東京百舌

二枚舌ならぬ百枚舌です。適当なこと言います。人が言わないことを言うのが努力目標です。言いっ放しです。あしからず。

新井教授は語彙量って言ってるの?(ほんとに?)

国際学力テスト  語彙不足に警鐘 読解力低下で専門家 (毎日新聞)
において、
東大入試に挑戦する人工知能(AI)「東ロボくん」を開発中の新井教授のコメントが紹介されています。

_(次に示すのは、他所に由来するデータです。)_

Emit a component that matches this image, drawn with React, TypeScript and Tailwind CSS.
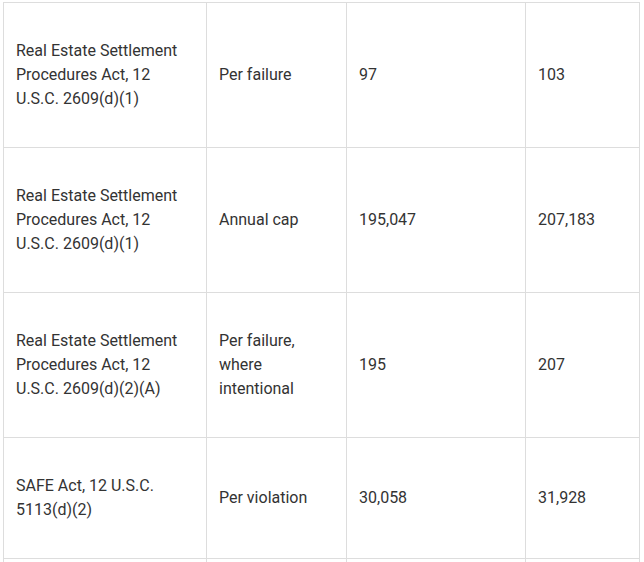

 要因として、新井教授は語彙量の不足を挙げる。世帯人数の減少に伴って家庭内で大人同士の会話が減り、活字離れで長文を読む機会が減ったことなどの環境の変化が背景にあるという。

 新井教授は「国語の授業で文学作品を読むだけでなく、論理的な文章をグラフや表と併せて読み解く作業も必要だ。教科の中身を見直す時期に来ているのではないか」と提言している。

 前半の語彙量についてだけ、言及させてください。
メディアのミスリードでは無く、本当に読解力と語彙量との関連が見つかっているのでしょうか?

語彙量に関しては、こんな話があります。

president.jp

佐藤久美子玉川大学大学院教授】例えば、小学校に入学する直前の幼稚園の年長さんたち約200人の語彙力を調べたことがあります。すると、6歳のお子さんで語彙力が一番高い子で、11歳レベルに匹敵するという子がいたんです。この年齢の語彙力だと「礼儀」とか「銀河」「浴室」「選挙」などが理解でき
ますが、驚いたのはその子は「蔵書」の意味までわかる。「蔵書はどれ?」と質問すると本棚の絵を指せます。

一方で、2歳児並みという子もいました。2歳児レベルですと、例えば「頭はどれ?」と聞いても、お人形を指せません。それから、「湯気はどれ?」と聞いてもヤカンから湯気が出ている絵を選べない。同じように「封筒はどれ?」「切手はどれ?」、こういう質問に答えることができません。わずか6歳までで、9歳分の幅がありました。

これを読むと分かるように、小学校に上がった時点で、語彙量に関しては、最大9年分の差ができているそうです。大きすぎる。
これ、幼稚園に通っている子供に対する調査だということは、幼稚園に行くことで語彙量が増えるわけでは無いということになります。
それに小学校の先生も語彙量に9年の幅のある子供たちに授業をするのは大変でしょう。どうしても語彙の少ない生徒に合わせるのではないでしょうか?語彙量のある生徒の能力が活かせないのは損失です。

語彙量だけで解決するとも思えないのですが、というか、語彙量である程度でも解決するのなら、それが本当なら、ただ覚えさえすれば良いので簡単なことだと考えています。
ですが、先の記事を読むと、小学校1年時で大きな格差があり、ただ覚えていくだけの語彙量ひとつ取っても、習熟度の違う生徒を教える教師を考えると難しいというのが現状のようです。